## SHORT EXERCISE
From the very first line of the data to the line containing "const COIL_TURNS = [0, 1, 2, 3, 4, 5];", retype everything exactly, leaving the pictures behind.

## Code that builds pages
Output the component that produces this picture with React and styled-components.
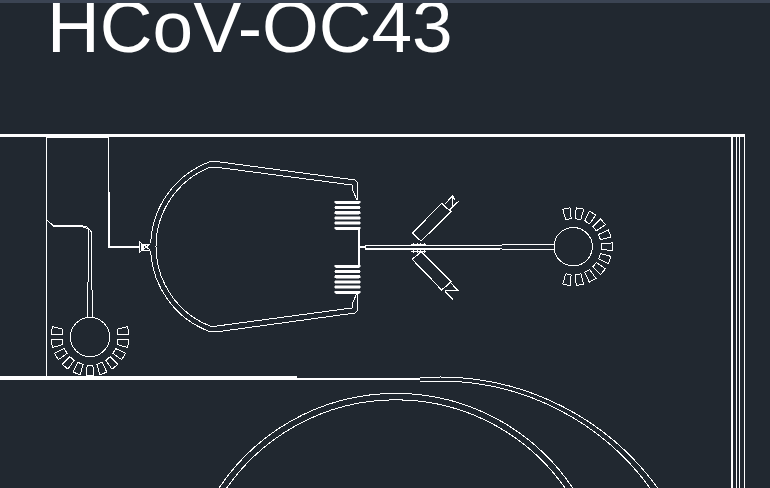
import React from 'react';
import styled, { createGlobalStyle } from 'styled-components';

const GlobalStyle = createGlobalStyle`
  html, body {
    margin: 0;
    padding: 0;
    background: #212830;
  }
`;

const PAD_ANGLES = [-100, -80, -60, -40, -20, 0, 20, 40, 60, 80, 100];
const COIL_TURNS = [0, 1, 2, 3, 4, 5];

const PadRing = ({cx, cy, r, turn = 0}) => (
  <>
    <circle cx={cx} cy={cy} r={r} />
    {PAD_ANGLES.map((a) => (
      <polygon
        key={a}
        points="28,-2.8 38.8,-3.8 38.8,3.8 28,2.8"
        transform={`translate(${cx} ${cy}) rotate(${a + turn})`}
      />
    ))}
  </>
);

const Coil = ({top}) => (
  <>
    {COIL_TURNS.map((n) => (
      <Winding key={n} x={334.5} y={top + n * 5.2} width={26} height={2.6} rx={1.3} />
    ))}
  </>
);

const App = () => {
  return (
    <Page>
      <GlobalStyle />
      <TopStrip />
      <Title>HCoV-OC43</Title>
      <Drawing viewBox="0 60 770 428">
        {/* outer frame */}
        <Heavy d="M0 135.5H745" $weight={3} />
        <Heavy d="M46 137H108M109 192V247H139" />
        <Heavy d="M0 378H297" $weight={4} />
        <Heavy d="M297 379H420" />
        <path d="M46.5 135V378M108.5 135V192" />
        <Heavy d="M731.5 137V488" />
        <path d="M736 136V488M739.5 136V488" />
        <Heavy d="M744.5 136V488" $weight={1.5} />

        {/* feed line to the lower left ring */}
        <path d="M47 220L53 225.5H81L87 227L88.5 230V248L87.5 318" />
        <path d="M53 226.5H81L89 229L91.5 232V260L92.5 318" />
        <PadRing cx={90} cy={337} r={19.6} turn={90} />

        {/* iris on the cavity */}
        <path d="M139.5 242V252.5L143 249.5V244.5ZM143 244H150M143 250H150M143 244L150 250M143 250L150 244M141 244V251M142 245V250" />

        {/* cavity walls */}
        <path d="M150.7 243A90.6 90.6 0 0 1 210 161.7H218L355 180L357 182V200" />
        <path d="M150.7 251A90.6 90.6 0 0 0 210 331.7H218L355 313L357 311V293" />
        <path d="M210 167.3A85.3 85.3 0 0 0 210 326H217L352 308L352.5 303L357 293M210 167.3H217L352 185L352.5 190L357 200" />

        <Coil top={201} />
        <Coil top={265} />
        <Heavy d="M359 229V265M359 247H365" />

        {/* beam line and ring on the right */}
        <path d="M365 245.5H500L504 244.5H553.5M365 245.5V249" />
        <Heavy d="M365 249H500" />
        <path d="M500 248.5L504 249.5H553.5" />
        <PadRing cx={573.2} cy={246.7} r={19.2} />

        {/* crossing ticks */}
        <path d="M411 244H426M411 251H426M413.5 242.5V245M417 242.5V245M420.5 242.5V245M424 242.5V245M413.5 250V252.5M417 250V252.5M420.5 250V252.5M424 250V252.5" />

        {/* angled prisms */}
        <Heavy d="M412.3 233L441.7 203.3L451 211.7L421 241ZM443.5 205L449.5 210.5" $weight={1.2} />
        <Heavy d="M445 204L452.7 196V206.7L459.3 200.7M449 210.7L452.7 206.7M452.7 196L455 200" $weight={1.2} />
        <Heavy d="M412.3 259.3L421 251.7L451 281.7L441.7 290ZM443.5 288.5L449.5 283" $weight={1.2} />
        <Heavy d="M445 290.7H458.3L450.7 282.7M445 291.7L453 299.3" $weight={1.2} />

        {/* storage arcs */}
        <path d="M420 377H440A268.6 268.6 0 0 1 657.7 488" />
        <path d="M420 381H440A259.6 259.6 0 0 1 650 488" />
        <path d="M219 488A212.6 212.6 0 0 1 572.7 488" />
        <path d="M226.7 488A206.3 206.3 0 0 1 565 488" />
      </Drawing>
    </Page>
  );
};

export default App;

const Page = styled.div`
  display: flex;
  flex-direction: column;
  width: 770px;
  height: 488px;
  overflow: hidden;
  background-color: #212830;
`;

const TopStrip = styled.div`
  flex: none;
  height: 3px;
  background-color: #3b4453;
`;

const Title = styled.h1`
  flex: none;
  height: 57px;
  margin: 0;
  padding-left: 47px;
  overflow: hidden;
  color: #ffffff;
  font-family: 'Liberation Sans', Arial, sans-serif;
  font-size: 73px;
  font-weight: 400;
  line-height: 47px;
`;

const Drawing = styled.svg`
  display: block;
  flex: none;
  width: 770px;
  height: 428px;
  fill: none;
  stroke: #ffffff;
  stroke-width: 1;
  shape-rendering: crispEdges;
`;

const Heavy = styled.path`
  stroke-width: ${(p) => p.$weight || 2};
`;

const Winding = styled.rect`
  fill: #ffffff;
  stroke-width: 0.5;
`;
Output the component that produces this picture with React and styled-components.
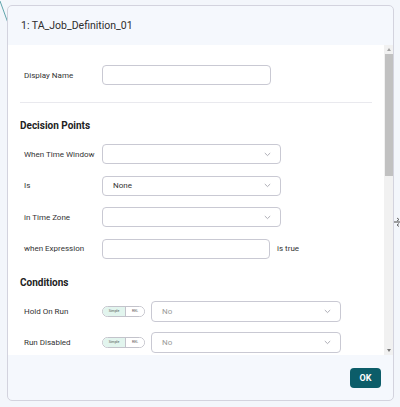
import React from "react";
import styled, { createGlobalStyle } from "styled-components";

const GlobalStyle = createGlobalStyle`
  html, body {
    margin: 0;
    padding: 0;
    background: #f3f6fb;
    font-family: Roboto, "Noto Sans", Arial, sans-serif;
  }
`;

const Page = styled.div`
  position: relative;
  width: 400px;
  height: 407px;
  overflow: hidden;
  padding: 5px 6px 6px 7px;
  box-sizing: border-box;
`;

const Backdrop = styled.svg`
  position: absolute;
  left: 0;
  top: 0;
  width: 400px;
  height: 407px;
  z-index: 0;
`;

const Dialog = styled.div`
  position: relative;
  z-index: 1;
  display: flex;
  flex-direction: column;
  height: 100%;
  border: 1px solid #d3d3de;
  border-radius: 5px;
  background: #f5f8fd;
  overflow: hidden;
  box-sizing: border-box;
`;

const Header = styled.div`
  height: 39px;
  display: flex;
  align-items: center;
  padding-left: 13px;
  font-size: 10.5px;
  color: #2e2e2e;
  flex-shrink: 0;
`;

const Body = styled.div`
  display: flex;
  height: 310px;
  background: #fff;
  flex-shrink: 0;
`;

const Content = styled.div`
  flex: 1;
  overflow: hidden;
  padding: 20px 12px 0 12px;
`;

const Scrollbar = styled.div`
  width: 9px;
  background: #f1f1f1;
  display: flex;
  flex-direction: column;
  align-items: center;
`;

const Arrow = styled.div`
  width: 0;
  height: 0;
  margin: 3px 0;
  border-left: 2.5px solid transparent;
  border-right: 2.5px solid transparent;
  ${(p) =>
    p.$down
      ? "border-top: 3px solid #7a7a7a; margin-top: auto;"
      : "border-bottom: 3px solid #a3a3a3;"}
`;

const Thumb = styled.div`
  width: 8px;
  height: 122px;
  background: #c1c1c1;
`;

const Row = styled.div`
  display: flex;
  align-items: center;
  padding-left: 4px;
  margin-bottom: ${(p) => p.$mb ?? 11.5}px;
`;

const Label = styled.div`
  width: 78px;
  flex-shrink: 0;
  font-size: 8px;
  color: #333;
`;

const Input = styled.div`
  width: ${(p) => p.$w}px;
  height: 20px;
  box-sizing: border-box;
  border: 1px solid #c9c9d3;
  border-radius: 4px;
  background: #fff;
`;

const Select = styled.div`
  width: ${(p) => p.$w}px;
  height: ${(p) => p.$h ?? 20}px;
  box-sizing: border-box;
  border: 1px solid #c9c9d3;
  border-radius: 4px;
  background: #fff;
  display: flex;
  align-items: center;
  padding: 0 9px 0 10px;
  font-size: 8px;
  color: ${(p) => (p.$muted ? "#9a9a9a" : "#333")};
`;

const Value = styled.span`
  flex: 1;
`;

const Chevron = () => (
  <svg width="7" height="5" viewBox="0 0 7 5">
    <path d="M0.8 1 L3.5 3.6 L6.2 1" fill="none" stroke="#9a9aa4" strokeWidth="0.8" />
  </svg>
);

const Suffix = styled.span`
  font-size: 8px;
  color: #333;
  margin-left: 7px;
`;

const Divider = styled.div`
  height: 1px;
  background: #e9e9ee;
  margin: 17px 0 16px 0;
`;

const Heading = styled.div`
  font-size: 10px;
  font-weight: 700;
  color: #222;
  line-height: 14px;
  margin-top: ${(p) => p.$mt ?? 0}px;
  margin-bottom: 11px;
`;

const Toggle = styled.div`
  display: flex;
  width: 43px;
  height: 11px;
  box-sizing: border-box;
  border: 1px solid #c3c3cb;
  border-radius: 6px;
  overflow: hidden;
  margin-right: 6px;
  flex-shrink: 0;
`;

const ToggleOpt = styled.div`
  flex: ${(p) => (p.$active ? "0 0 22px" : "1")};
  display: flex;
  align-items: center;
  justify-content: center;
  font-size: 3.5px;
  color: #555;
  background: ${(p) => (p.$active ? "#e2f5ee" : "#fff")};
  border-right: ${(p) => (p.$active ? "1px solid #c3c3cb" : "none")};
`;

const Footer = styled.div`
  flex: 1;
  display: flex;
  align-items: center;
  justify-content: flex-end;
  padding-right: 12px;
`;

const OkButton = styled.button`
  width: 31px;
  height: 20px;
  border: none;
  border-radius: 4px;
  background: #0c5d69;
  color: #fff;
  font-family: inherit;
  font-weight: 700;
  font-size: 9px;
  padding: 0;
  margin-top: 1px;
`;

const ModeToggle = () => (
  <Toggle>
    <ToggleOpt $active>Simple</ToggleOpt>
    <ToggleOpt>REL</ToggleOpt>
  </Toggle>
);

export default function App() {
  return (
    <>
      <GlobalStyle />
      <Page>
        <Backdrop viewBox="0 0 400 407">
          <line x1="0" y1="1" x2="8" y2="23" stroke="#3a8f97" strokeWidth="0.8" />
          <line x1="393" y1="222" x2="400" y2="222" stroke="#666" strokeWidth="1.2" />
          <path d="M397 218 l2 1.5 l-2 1.5" fill="none" stroke="#444" strokeWidth="0.8" />
          <path d="M399 223.5 l-2 1.5 l2 1.5" fill="none" stroke="#444" strokeWidth="0.8" />
        </Backdrop>
        <Dialog>
          <Header>1: TA_Job_Definition_01</Header>
          <Body>
            <Content>
              <Row $mb={0}>
                <Label>Display Name</Label>
                <Input $w={169} />
              </Row>
              <Divider />
              <Heading>Decision Points</Heading>
              <Row>
                <Label>When Time Window</Label>
                <Select $w={179}>
                  <Value />
                  <Chevron />
                </Select>
              </Row>
              <Row>
                <Label>Is</Label>
                <Select $w={179}>
                  <Value>None</Value>
                  <Chevron />
                </Select>
              </Row>
              <Row>
                <Label>in Time Zone</Label>
                <Select $w={179}>
                  <Value />
                  <Chevron />
                </Select>
              </Row>
              <Row $mb={0}>
                <Label>when Expression</Label>
                <Input $w={168} />
                <Suffix>is true</Suffix>
              </Row>
              <Heading $mt={17}>Conditions</Heading>
              <Row $mb={10}>
                <Label>Hold On Run</Label>
                <ModeToggle />
                <Select $w={190} $h={21} $muted>
                  <Value>No</Value>
                  <Chevron />
                </Select>
              </Row>
              <Row>
                <Label>Run Disabled</Label>
                <ModeToggle />
                <Select $w={190} $h={21} $muted>
                  <Value>No</Value>
                  <Chevron />
                </Select>
              </Row>
            </Content>
            <Scrollbar>
              <Arrow />
              <Thumb />
              <Arrow $down />
            </Scrollbar>
          </Body>
          <Footer>
            <OkButton>OK</OkButton>
          </Footer>
        </Dialog>
      </Page>
    </>
  );
}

## WRITTEN REPLY
Output the component that produces this picture with React and styled-components.
import React from 'react';
import styled, { createGlobalStyle } from 'styled-components';

const GlobalStyle = createGlobalStyle`
  html, body {
    margin: 0;
    padding: 0;
    background: #212830;
  }
`;

const PAD_ANGLES = [-100, -80, -60, -40, -20, 0, 20, 40, 60, 80, 100];
const COIL_TURNS = [0, 1, 2, 3, 4, 5];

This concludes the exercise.